Not only did she secure two tickets to a Sydney concert, but after deciding to try her luck in the Melbourne lottery that was the T-Swift concert sale, she managed to buy a third.
“I got a couple of the VIP tickets for Sydney as part of her Karma is My Boyfriend package,” she said.
She will take her husband, Scott, despite a friend already having made a play for her to leave her long-time partner at home and take her instead.
The VIP packages involve close-to-the-stage standing positions in the reserved section and front-of-the-line access for merchandise.
"I thought I had no hope for Melbourne and I was online for six hours,“ Steph said.
“I finally got through and purchased one more ticket (another in the VIP section). That was the only option that was left, part of her All Too Well package.”
Steph knows they are expensive tickets, but she explained the spending away by saying “she is worth it’’.

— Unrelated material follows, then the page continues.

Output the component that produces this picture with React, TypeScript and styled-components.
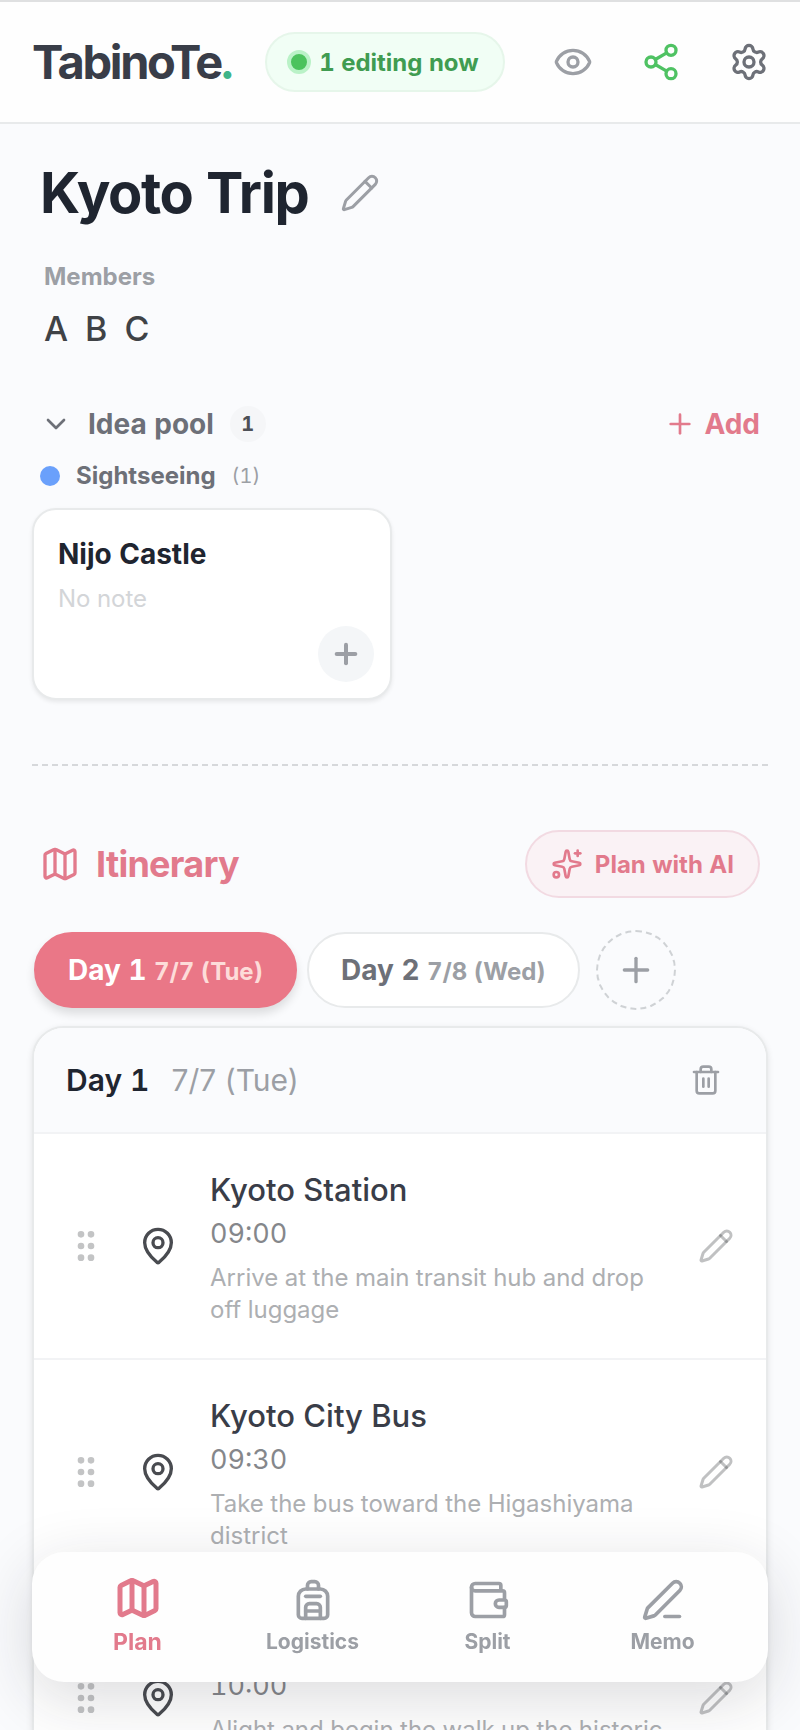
import React from "react";
import styled, { createGlobalStyle } from "styled-components";
import {
  Backpack,
  ChevronDown,
  Eye,
  GripVertical,
  Map as MapIcon,
  MapPin,
  PenLine,
  Pencil,
  Plus,
  Settings,
  Share2,
  Sparkles,
  Trash2,
  Wallet,
} from "lucide-react";

const color = {
  page: "#fafbfd",
  surface: "#ffffff",
  line: "#e8eaeb",
  ink: "#1f2530",
  text: "#393d48",
  muted: "#6d7078",
  soft: "#9c9fa5",
  faint: "#adafb2",
  rose: "#e27a8c",
  roseFill: "#ea7787",
};

const GlobalStyle = createGlobalStyle`
  *, *::before, *::after { box-sizing: border-box; }
  body {
    margin: 0;
    background: ${color.page};
    color: ${color.ink};
    font-family: Inter, "Liberation Sans", sans-serif;
    font-variant-numeric: tabular-nums;
  }
  h1, h2, h3, p, ul { margin: 0; padding: 0; }
  ul { list-style: none; }
  button { font: inherit; font-variant-numeric: inherit; cursor: pointer; }
  a { text-decoration: none; }
  svg { display: block; flex: none; }
`;

const Shell = styled.div`
  display: flex;
  flex-direction: column;
  height: 100vh;
  border-top: 2px solid #dfe0e1;
`;

const Header = styled.header`
  flex: none;
  display: flex;
  align-items: center;
  gap: 34px;
  padding: 30px 31px 30px 32px;
  background: #fefefe;
  border-bottom: 2px solid ${color.line};
`;

const Logo = styled.a`
  color: ${color.text};
  font-size: 47px;
  font-weight: 700;
  line-height: 60px;
  letter-spacing: -0.05em;
  span {
    color: #3fb489;
  }
`;

const Presence = styled.div`
  display: flex;
  align-items: center;
  gap: 8px;
  height: 60px;
  padding: 0 24px 0 20px;
  border: 2px solid #e6f6ea;
  border-radius: 30px;
  background: #f1fef5;
  color: #409c51;
  font-size: 24px;
  font-weight: 700;
  white-space: nowrap;
`;

const LiveDot = styled.span`
  width: 24px;
  height: 24px;
  border: 4px solid #baf2c7;
  border-radius: 50%;
  background: #4bc35d;
`;

const HeaderActions = styled.div`
  display: flex;
  gap: 48px;
  margin-left: auto;
`;

const IconButton = styled.button<{ $tone: string; $pad?: number }>`
  flex: none;
  padding: ${(p) => p.$pad ?? 0}px;
  border: 0;
  background: none;
  color: ${(p) => p.$tone};
`;

const Main = styled.main`
  flex: 1;
  min-height: 0;
  overflow-y: auto;
  scrollbar-width: none;
  padding: 37px 32px 200px;
`;

const TitleRow = styled.div`
  display: flex;
  align-items: center;
  gap: 32px;
  padding-left: 8px;
`;

const Title = styled.h1`
  font-size: 56px;
  font-weight: 700;
  line-height: 64px;
  letter-spacing: -0.025em;
`;

const Members = styled.section`
  padding: 36px 12px 0;
`;

const MembersLabel = styled.h2`
  color: ${color.soft};
  font-size: 24px;
  font-weight: 700;
  line-height: 32px;
`;

const MemberList = styled.ul`
  display: flex;
  gap: 17px;
  margin-top: 12px;
  color: #3f4246;
  font-size: 34px;
  font-weight: 500;
  line-height: 48px;
`;

const SectionBar = styled.div`
  display: flex;
  align-items: center;
  justify-content: space-between;
`;

const PoolBar = styled(SectionBar)`
  margin-top: 53px;
  padding: 0 8px;
`;

const PoolToggle = styled.button`
  display: flex;
  align-items: center;
  gap: 16px;
  padding: 0;
  border: 0;
  background: none;
  color: ${color.muted};
  font-size: 28px;
  font-weight: 700;
  line-height: 36px;
`;

const CountBadge = styled.span`
  min-width: 36px;
  border-radius: 18px;
  background: #f5f6f8;
  color: #4d5057;
  font-size: 20px;
  text-align: center;
`;

const AddButton = styled.button`
  display: flex;
  align-items: center;
  gap: 8px;
  padding: 0;
  border: 0;
  background: none;
  color: ${color.rose};
  font-size: 28px;
  font-weight: 700;
  line-height: 36px;
`;

const CategoryRow = styled.h3`
  display: flex;
  align-items: center;
  gap: 16px;
  margin-top: 18px;
  padding-left: 8px;
  color: ${color.muted};
  font-size: 24px;
  font-weight: 700;
  line-height: 32px;
  &::before {
    content: "";
    width: 20px;
    height: 20px;
    border-radius: 50%;
    background: #6aa0fb;
  }
`;

const CategoryCount = styled.span`
  color: ${color.soft};
  font-size: 20px;
  font-weight: 400;
`;

const IdeaGrid = styled.div`
  display: grid;
  grid-template-columns: 1fr 1fr;
  gap: 16px;
  margin-top: 16px;
`;

const IdeaCard = styled.article`
  display: flex;
  flex-direction: column;
  padding: 26px 16px 16px 24px;
  border: 2px solid ${color.line};
  border-radius: 24px;
  background: ${color.surface};
  box-shadow: 0 2px 4px rgba(0, 0, 0, 0.08);
`;

const IdeaName = styled.h4`
  margin: 0;
  font-size: 28px;
  font-weight: 700;
  line-height: 36px;
`;

const IdeaNote = styled.p`
  margin-top: 11px;
  color: #d3d5d8;
  font-size: 24px;
  line-height: 32px;
`;

const RoundAdd = styled.button`
  display: grid;
  place-items: center;
  align-self: flex-end;
  width: 56px;
  height: 56px;
  margin-top: 11px;
  padding: 0;
  border: 0;
  border-radius: 50%;
  background: #f4f6f8;
  color: ${color.soft};
`;

const Divider = styled.hr`
  margin: 64px 0;
  border: 0;
  border-top: 2px dashed #d6d8db;
`;

const ItineraryBar = styled(SectionBar)`
  padding: 0 8px;
`;

const SectionTitle = styled.h2`
  display: flex;
  align-items: center;
  gap: 16px;
  color: ${color.rose};
  font-size: 36px;
  font-weight: 700;
  line-height: 48px;
  letter-spacing: -0.02em;
`;

const PlanButton = styled.button`
  display: flex;
  align-items: center;
  gap: 12px;
  height: 68px;
  padding: 0 24px;
  border: 2px solid #f2dae2;
  border-radius: 34px;
  background: #faf2f5;
  color: ${color.rose};
  font-size: 24px;
  font-weight: 700;
`;

const DayTabs = styled.div`
  display: flex;
  align-items: center;
  gap: 10px;
  margin-top: 32px;
  padding: 0 2px;
`;

const DayTab = styled.button<{ $active?: boolean }>`
  height: 76px;
  padding: 0 32px;
  border: 2px solid ${(p) => (p.$active ? color.roseFill : color.line)};
  border-radius: 38px;
  background: ${(p) => (p.$active ? color.roseFill : color.surface)};
  box-shadow: ${(p) => (p.$active ? "0 6px 10px rgba(0, 0, 0, 0.12)" : "none")};
  color: ${(p) => (p.$active ? "#ffffff" : color.muted)};
  font-size: 28px;
  font-weight: 700;
  white-space: nowrap;
  span {
    color: ${(p) => (p.$active ? "#fddcd9" : color.soft)};
    font-size: 24px;
  }
`;

const AddDay = styled.button`
  display: grid;
  place-items: center;
  width: 80px;
  height: 80px;
  margin-left: 6px;
  padding: 0;
  border: 2px dashed #cfd2d5;
  border-radius: 50%;
  background: none;
  color: ${color.soft};
`;

const DayCard = styled.section`
  margin-top: 16px;
  overflow: hidden;
  border: 2px solid ${color.line};
  border-radius: 32px;
  background: ${color.surface};
  box-shadow: 0 2px 6px rgba(0, 0, 0, 0.1);
`;

const DayHeader = styled.header`
  display: flex;
  align-items: center;
  justify-content: space-between;
  padding: 24px 32px;
  background: ${color.page};
`;

const DayName = styled.h3`
  display: flex;
  gap: 22px;
  font-size: 30px;
  font-weight: 600;
  span {
    color: ${color.soft};
    font-weight: 400;
    font-variant-numeric: normal;
  }
`;

const Stop = styled.li`
  display: flex;
  align-items: center;
  gap: 32px;
  padding: 32px;
  border-top: 2px solid #f2f3f5;
`;

const StopBody = styled.div`
  flex: 1;
  min-width: 0;
`;

const StopName = styled.h4`
  min-height: 48px;
  margin: 0;
  color: ${color.text};
  font-size: 31px;
  font-weight: 500;
  line-height: 48px;
`;

const StopTime = styled.p`
  color: #85878b;
  font-size: 27px;
  line-height: 40px;
`;

const StopNote = styled.p`
  min-height: 64px;
  margin-top: 8px;
  color: ${color.faint};
  font-size: 24px;
  line-height: 32px;
`;

const BottomNav = styled.nav`
  position: fixed;
  right: 32px;
  bottom: 48px;
  left: 32px;
  display: grid;
  grid-template-columns: repeat(4, 1fr);
  padding: 22px 18px 26px;
  border-radius: 32px;
  background: #fefefe;
  box-shadow: 0 16px 64px rgba(30, 34, 42, 0.16);
`;

const NavItem = styled.a<{ $active?: boolean }>`
  display: flex;
  flex-direction: column;
  align-items: center;
  justify-content: flex-end;
  gap: 6px;
  color: ${(p) => (p.$active ? color.rose : color.soft)};
  font-size: ${(p) => (p.$active ? 23 : 21)}px;
  font-weight: 700;
  line-height: 28px;
`;

const stops = [
  {
    name: "Kyoto Station",
    time: "09:00",
    note: "Arrive at the main transit hub and drop off luggage",
  },
  {
    name: "Kyoto City Bus",
    time: "09:30",
    note: "Take the bus toward the Higashiyama district",
  },
  {
    name: "",
    time: "10:00",
    note: "Alight and begin the walk up the historic",
  },
];

const tabs = [
  { label: "Plan", icon: MapIcon, active: true },
  { label: "Logistics", icon: Backpack },
  { label: "Split", icon: Wallet },
  { label: "Memo", icon: PenLine },
];

export default function App() {
  return (
    <Shell>
      <GlobalStyle />
      <Header>
        <Logo href="#">
          TabinoTe<span>.</span>
        </Logo>
        <Presence role="status">
          <LiveDot />1 editing now
        </Presence>
        <HeaderActions>
          <IconButton $tone={color.soft} aria-label="Preview">
            <Eye size={40} />
          </IconButton>
          <IconButton $tone="#4fc263" aria-label="Share">
            <Share2 size={40} />
          </IconButton>
          <IconButton $tone={color.muted} aria-label="Settings">
            <Settings size={40} />
          </IconButton>
        </HeaderActions>
      </Header>

      <Main>
        <TitleRow>
          <Title>Kyoto Trip</Title>
          <IconButton $tone={color.soft} aria-label="Rename trip">
            <Pencil size={40} strokeWidth={1.8} />
          </IconButton>
        </TitleRow>

        <Members>
          <MembersLabel>Members</MembersLabel>
          <MemberList>
            <li>A</li>
            <li>B</li>
            <li>C</li>
          </MemberList>
        </Members>

        <PoolBar>
          <PoolToggle aria-expanded="true">
            <ChevronDown size={32} />
            Idea pool
            <CountBadge>1</CountBadge>
          </PoolToggle>
          <AddButton>
            <Plus size={32} />
            Add
          </AddButton>
        </PoolBar>
        <CategoryRow>
          Sightseeing <CategoryCount>(1)</CategoryCount>
        </CategoryRow>
        <IdeaGrid>
          <IdeaCard>
            <IdeaName>Nijo Castle</IdeaName>
            <IdeaNote>No note</IdeaNote>
            <RoundAdd aria-label="Add Nijo Castle to itinerary">
              <Plus size={32} strokeWidth={3} />
            </RoundAdd>
          </IdeaCard>
        </IdeaGrid>

        <Divider />

        <ItineraryBar>
          <SectionTitle>
            <MapIcon size={40} />
            Itinerary
          </SectionTitle>
          <PlanButton>
            <Sparkles size={32} />
            Plan with AI
          </PlanButton>
        </ItineraryBar>

        <DayTabs role="tablist">
          <DayTab role="tab" aria-selected="true" $active>
            Day 1 <span>7/7 (Tue)</span>
          </DayTab>
          <DayTab role="tab" aria-selected="false">
            Day 2 <span>7/8 (Wed)</span>
          </DayTab>
          <AddDay aria-label="Add day">
            <Plus size={40} />
          </AddDay>
        </DayTabs>

        <DayCard>
          <DayHeader>
            <DayName>
              Day 1 <span>7/7 (Tue)</span>
            </DayName>
            <IconButton $tone={color.soft} $pad={12} aria-label="Delete day">
              <Trash2 size={32} />
            </IconButton>
          </DayHeader>
          <ul>
            {stops.map((stop) => (
              <Stop key={stop.time}>
                <GripVertical size={40} color="#c3c4c5" />
                <MapPin size={40} color="#494b50" />
                <StopBody>
                  <StopName>{stop.name}</StopName>
                  <StopTime>{stop.time}</StopTime>
                  <StopNote>{stop.note}</StopNote>
                </StopBody>
                <IconButton
                  $tone="rgba(60, 62, 66, 0.32)"
                  aria-label={`Edit ${stop.name || stop.time}`}
                >
                  <Pencil size={36} />
                </IconButton>
              </Stop>
            ))}
          </ul>
        </DayCard>
      </Main>

      <BottomNav aria-label="Sections">
        {tabs.map(({ label, icon: Icon, active }) => (
          <NavItem
            key={label}
            href={`#${label.toLowerCase()}`}
            $active={active}
            aria-current={active ? "page" : undefined}
          >
            <Icon size={active ? 48 : 44} strokeWidth={active ? 2.5 : 2} />
            {label}
          </NavItem>
        ))}
      </BottomNav>
    </Shell>
  );
}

It won’t surprise anyone to discover, being a long time Swifty, Steph is among millions who have been swept up in the emotion of the recent ticket sales for the seven Australian concerts which are scheduled for February next year.
At 37, she admits to being an “old Swifty’’, but she felt like an emotionally unbalanced teenager when she managed to secure tickets to the Melbourne and Sydney concerts.
So emotional was Steph when she realised she had been “one of the lucky ones’’, she found herself immediately in tears before going into unusual ”radio silence’’ status in regard to her securing the tickets.
“None of my friends got tickets. I kind of felt really bad,” she said.
“Even though I felt like celebrating and telling the world, I held back.”
However, she was able to immediately share the news with her sister and mother, neither of whom are fanatical about the performer who is listed by Forbes as the richest female musician in US history with music as the only source of income.
It wasn’t until one of Steph’s closest friends did a “welfare check’’ that she realised just how lucky she had been in securing the tickets.
“She is as big a fan as me and missed out,” Steph said.
“I know of two others who got tickets, but they are just fellow Swifties, not close friends.”
She said everyone who knew her was aware of how Taylor Swift-obsessed she was.
“I’ve been following all the socials since she announced the tour. I knew that it was going to be hard to get tickets since she first announced the Eras tour,” Steph said.
“I’ve been checking the website every day for international tour dates.”
Steph has been to every Taylor Swift tour apart from Fearless (2009-10).
“I have been to the other three, The Red Tour (2013-14), Reputation (2018) and The 1989 World Tour (2015),” she said.
She said the Eras tour would be the first time she had shared her love of T-Swift with husband Scott, who she described as ‘’a secret Swifty’’.
“I went to the other concerts with my close girlfriends,” she said.
“I will go by myself to Melbourne and the following week we will go to Sydney.”
For those who missed out on tickets — my partner was one of them — Steph knows just how incredibly lucky she is.
“I follow a lot of fan pages as well. A lot of Australian ‘Swifties’ are applying for overseas concert pre-sales,” she said.
“It blows my mind how lucky I was. I lost sleep waiting for the tickets to go on sale, from her announcing pre-sale tickets to find out when they would go on sale.
“My friends and family really underestimated how hard it was going to be. They had no idea.”
Four million Australians signed up for the pre-sale, but only 630,000 will attend the seven concerts.
But it was the Saunders St mother, with the backing of her supportive husband, who became the toast of the area by securing three tickets.